WHAT IS NEEDED =>
Every entry must be repeated exactly. Exclude all pictures.

Extracted data entries:
%%

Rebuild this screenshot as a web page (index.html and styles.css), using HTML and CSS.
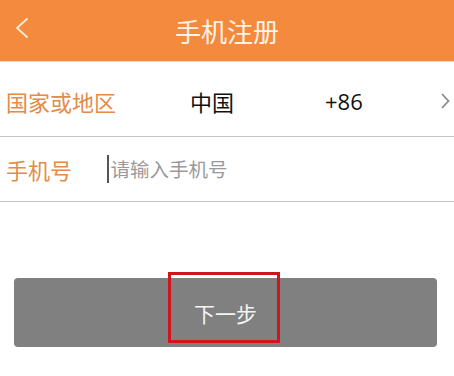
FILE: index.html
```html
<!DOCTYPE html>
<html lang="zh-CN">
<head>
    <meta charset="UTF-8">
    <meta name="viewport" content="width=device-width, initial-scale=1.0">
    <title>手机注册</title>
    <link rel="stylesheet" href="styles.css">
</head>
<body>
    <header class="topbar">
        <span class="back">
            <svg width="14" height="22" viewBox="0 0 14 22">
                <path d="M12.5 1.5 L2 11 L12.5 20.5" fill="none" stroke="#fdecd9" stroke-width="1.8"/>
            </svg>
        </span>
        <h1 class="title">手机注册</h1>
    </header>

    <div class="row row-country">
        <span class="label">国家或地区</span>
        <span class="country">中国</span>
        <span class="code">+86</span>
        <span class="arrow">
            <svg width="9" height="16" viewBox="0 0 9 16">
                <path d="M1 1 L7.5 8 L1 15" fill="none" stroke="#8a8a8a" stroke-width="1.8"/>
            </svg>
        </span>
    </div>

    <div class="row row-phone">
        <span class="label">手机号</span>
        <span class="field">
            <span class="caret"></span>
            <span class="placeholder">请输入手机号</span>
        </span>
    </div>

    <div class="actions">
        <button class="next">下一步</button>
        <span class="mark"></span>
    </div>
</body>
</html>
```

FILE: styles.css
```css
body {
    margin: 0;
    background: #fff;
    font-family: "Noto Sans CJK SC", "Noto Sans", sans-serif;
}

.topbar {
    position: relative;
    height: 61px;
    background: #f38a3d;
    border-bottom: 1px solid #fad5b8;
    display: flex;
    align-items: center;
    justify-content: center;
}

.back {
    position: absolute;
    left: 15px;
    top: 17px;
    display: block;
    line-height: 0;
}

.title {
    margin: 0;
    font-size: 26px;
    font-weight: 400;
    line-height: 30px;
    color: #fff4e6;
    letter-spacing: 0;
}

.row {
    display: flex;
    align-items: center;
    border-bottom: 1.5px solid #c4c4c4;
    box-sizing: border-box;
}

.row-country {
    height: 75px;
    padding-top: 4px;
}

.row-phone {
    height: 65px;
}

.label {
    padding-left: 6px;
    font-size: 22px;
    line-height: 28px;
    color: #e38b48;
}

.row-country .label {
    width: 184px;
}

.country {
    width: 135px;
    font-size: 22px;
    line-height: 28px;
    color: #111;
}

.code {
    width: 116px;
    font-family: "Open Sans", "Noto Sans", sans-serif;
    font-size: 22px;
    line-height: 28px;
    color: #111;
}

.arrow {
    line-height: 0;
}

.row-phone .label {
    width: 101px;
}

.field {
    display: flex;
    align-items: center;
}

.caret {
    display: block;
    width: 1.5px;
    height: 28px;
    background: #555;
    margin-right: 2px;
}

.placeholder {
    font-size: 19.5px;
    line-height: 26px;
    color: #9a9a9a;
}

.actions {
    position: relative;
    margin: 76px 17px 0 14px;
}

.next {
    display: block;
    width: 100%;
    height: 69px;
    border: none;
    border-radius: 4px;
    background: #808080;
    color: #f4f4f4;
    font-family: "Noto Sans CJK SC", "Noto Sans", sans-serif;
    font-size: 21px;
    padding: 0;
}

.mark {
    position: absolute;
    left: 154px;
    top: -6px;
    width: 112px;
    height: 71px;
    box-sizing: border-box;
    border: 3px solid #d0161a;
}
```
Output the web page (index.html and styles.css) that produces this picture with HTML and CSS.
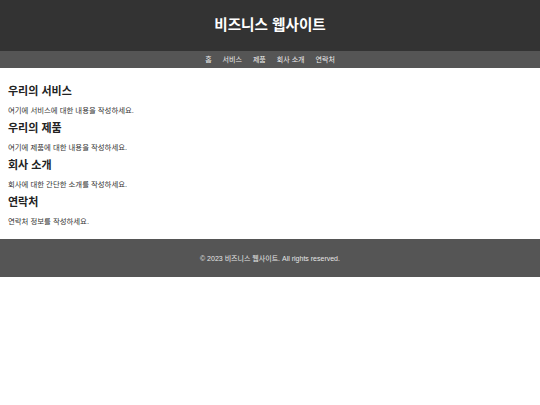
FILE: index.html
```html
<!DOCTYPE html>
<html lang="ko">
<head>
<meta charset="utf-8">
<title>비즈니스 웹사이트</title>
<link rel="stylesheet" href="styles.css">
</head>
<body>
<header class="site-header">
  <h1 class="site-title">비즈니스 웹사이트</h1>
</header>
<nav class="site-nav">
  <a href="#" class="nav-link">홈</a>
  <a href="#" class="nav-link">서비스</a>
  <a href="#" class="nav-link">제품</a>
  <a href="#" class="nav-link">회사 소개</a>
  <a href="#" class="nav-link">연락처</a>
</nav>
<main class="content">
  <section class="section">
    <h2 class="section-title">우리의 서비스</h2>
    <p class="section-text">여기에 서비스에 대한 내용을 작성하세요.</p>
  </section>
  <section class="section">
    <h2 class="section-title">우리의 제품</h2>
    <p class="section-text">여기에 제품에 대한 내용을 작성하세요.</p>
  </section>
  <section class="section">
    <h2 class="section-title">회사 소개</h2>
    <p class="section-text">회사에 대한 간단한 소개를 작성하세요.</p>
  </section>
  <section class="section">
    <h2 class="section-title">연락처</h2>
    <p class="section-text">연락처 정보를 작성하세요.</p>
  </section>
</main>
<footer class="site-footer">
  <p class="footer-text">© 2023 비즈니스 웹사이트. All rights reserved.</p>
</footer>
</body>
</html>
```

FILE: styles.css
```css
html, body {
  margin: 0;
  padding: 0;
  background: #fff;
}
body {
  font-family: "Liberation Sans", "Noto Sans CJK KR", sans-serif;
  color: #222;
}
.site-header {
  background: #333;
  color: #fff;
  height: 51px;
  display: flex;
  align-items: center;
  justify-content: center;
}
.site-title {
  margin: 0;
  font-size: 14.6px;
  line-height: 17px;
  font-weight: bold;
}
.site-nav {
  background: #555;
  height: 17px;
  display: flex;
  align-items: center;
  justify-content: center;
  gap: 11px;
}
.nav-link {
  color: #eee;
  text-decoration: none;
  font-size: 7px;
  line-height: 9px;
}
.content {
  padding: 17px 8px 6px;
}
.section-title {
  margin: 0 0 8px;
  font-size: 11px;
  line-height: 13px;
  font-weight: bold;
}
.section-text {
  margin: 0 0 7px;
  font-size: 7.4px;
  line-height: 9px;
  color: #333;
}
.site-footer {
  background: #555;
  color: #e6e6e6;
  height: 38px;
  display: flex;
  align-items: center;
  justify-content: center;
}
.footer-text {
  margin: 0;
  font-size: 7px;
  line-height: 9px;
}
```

%%

REPLY =>
Rebuild this screenshot as a web page (index.html and styles.css), using HTML and CSS.
FILE: index.html
```html
<!DOCTYPE html>
<html lang="zh-CN">
<head>
    <meta charset="UTF-8">
    <meta name="viewport" content="width=device-width, initial-scale=1.0">
    <title>手机注册</title>
    <link rel="stylesheet" href="styles.css">
</head>
<body>
    <header class="topbar">
        <span class="back">
            <svg width="14" height="22" viewBox="0 0 14 22">
                <path d="M12.5 1.5 L2 11 L12.5 20.5" fill="none" stroke="#fdecd9" stroke-width="1.8"/>
            </svg>
        </span>
        <h1 class="title">手机注册</h1>
    </header>

    <div class="row row-country">
        <span class="label">国家或地区</span>
        <span class="country">中国</span>
        <span class="code">+86</span>
        <span class="arrow">
            <svg width="9" height="16" viewBox="0 0 9 16">
                <path d="M1 1 L7.5 8 L1 15" fill="none" stroke="#8a8a8a" stroke-width="1.8"/>
            </svg>
        </span>
    </div>

    <div class="row row-phone">
        <span class="label">手机号</span>
        <span class="field">
            <span class="caret"></span>
            <span class="placeholder">请输入手机号</span>
        </span>
    </div>

    <div class="actions">
        <button class="next">下一步</button>
        <span class="mark"></span>
    </div>
</body>
</html>
```

FILE: styles.css
```css
body {
    margin: 0;
    background: #fff;
    font-family: "Noto Sans CJK SC", "Noto Sans", sans-serif;
}

.topbar {
    position: relative;
    height: 61px;
    background: #f38a3d;
    border-bottom: 1px solid #fad5b8;
    display: flex;
    align-items: center;
    justify-content: center;
}

.back {
    position: absolute;
    left: 15px;
    top: 17px;
    display: block;
    line-height: 0;
}

.title {
    margin: 0;
    font-size: 26px;
    font-weight: 400;
    line-height: 30px;
    color: #fff4e6;
    letter-spacing: 0;
}

.row {
    display: flex;
    align-items: center;
    border-bottom: 1.5px solid #c4c4c4;
    box-sizing: border-box;
}

.row-country {
    height: 75px;
    padding-top: 4px;
}

.row-phone {
    height: 65px;
}

.label {
    padding-left: 6px;
    font-size: 22px;
    line-height: 28px;
    color: #e38b48;
}

.row-country .label {
    width: 184px;
}

.country {
    width: 135px;
    font-size: 22px;
    line-height: 28px;
    color: #111;
}

.code {
    width: 116px;
    font-family: "Open Sans", "Noto Sans", sans-serif;
    font-size: 22px;
    line-height: 28px;
    color: #111;
}

.arrow {
    line-height: 0;
}

.row-phone .label {
    width: 101px;
}

.field {
    display: flex;
    align-items: center;
}

.caret {
    display: block;
    width: 1.5px;
    height: 28px;
    background: #555;
    margin-right: 2px;
}

.placeholder {
    font-size: 19.5px;
    line-height: 26px;
    color: #9a9a9a;
}

.actions {
    position: relative;
    margin: 76px 17px 0 14px;
}

.next {
    display: block;
    width: 100%;
    height: 69px;
    border: none;
    border-radius: 4px;
    background: #808080;
    color: #f4f4f4;
    font-family: "Noto Sans CJK SC", "Noto Sans", sans-serif;
    font-size: 21px;
    padding: 0;
}

.mark {
    position: absolute;
    left: 154px;
    top: -6px;
    width: 112px;
    height: 71px;
    box-sizing: border-box;
    border: 3px solid #d0161a;
}
```
Output the web page (index.html and styles.css) that produces this picture with HTML and CSS.
FILE: index.html
```html
<!DOCTYPE html>
<html lang="ko">
<head>
<meta charset="utf-8">
<title>비즈니스 웹사이트</title>
<link rel="stylesheet" href="styles.css">
</head>
<body>
<header class="site-header">
  <h1 class="site-title">비즈니스 웹사이트</h1>
</header>
<nav class="site-nav">
  <a href="#" class="nav-link">홈</a>
  <a href="#" class="nav-link">서비스</a>
  <a href="#" class="nav-link">제품</a>
  <a href="#" class="nav-link">회사 소개</a>
  <a href="#" class="nav-link">연락처</a>
</nav>
<main class="content">
  <section class="section">
    <h2 class="section-title">우리의 서비스</h2>
    <p class="section-text">여기에 서비스에 대한 내용을 작성하세요.</p>
  </section>
  <section class="section">
    <h2 class="section-title">우리의 제품</h2>
    <p class="section-text">여기에 제품에 대한 내용을 작성하세요.</p>
  </section>
  <section class="section">
    <h2 class="section-title">회사 소개</h2>
    <p class="section-text">회사에 대한 간단한 소개를 작성하세요.</p>
  </section>
  <section class="section">
    <h2 class="section-title">연락처</h2>
    <p class="section-text">연락처 정보를 작성하세요.</p>
  </section>
</main>
<footer class="site-footer">
  <p class="footer-text">© 2023 비즈니스 웹사이트. All rights reserved.</p>
</footer>
</body>
</html>
```

FILE: styles.css
```css
html, body {
  margin: 0;
  padding: 0;
  background: #fff;
}
body {
  font-family: "Liberation Sans", "Noto Sans CJK KR", sans-serif;
  color: #222;
}
.site-header {
  background: #333;
  color: #fff;
  height: 51px;
  display: flex;
  align-items: center;
  justify-content: center;
}
.site-title {
  margin: 0;
  font-size: 14.6px;
  line-height: 17px;
  font-weight: bold;
}
.site-nav {
  background: #555;
  height: 17px;
  display: flex;
  align-items: center;
  justify-content: center;
  gap: 11px;
}
.nav-link {
  color: #eee;
  text-decoration: none;
  font-size: 7px;
  line-height: 9px;
}
.content {
  padding: 17px 8px 6px;
}
.section-title {
  margin: 0 0 8px;
  font-size: 11px;
  line-height: 13px;
  font-weight: bold;
}
.section-text {
  margin: 0 0 7px;
  font-size: 7.4px;
  line-height: 9px;
  color: #333;
}
.site-footer {
  background: #555;
  color: #e6e6e6;
  height: 38px;
  display: flex;
  align-items: center;
  justify-content: center;
}
.footer-text {
  margin: 0;
  font-size: 7px;
  line-height: 9px;
}
```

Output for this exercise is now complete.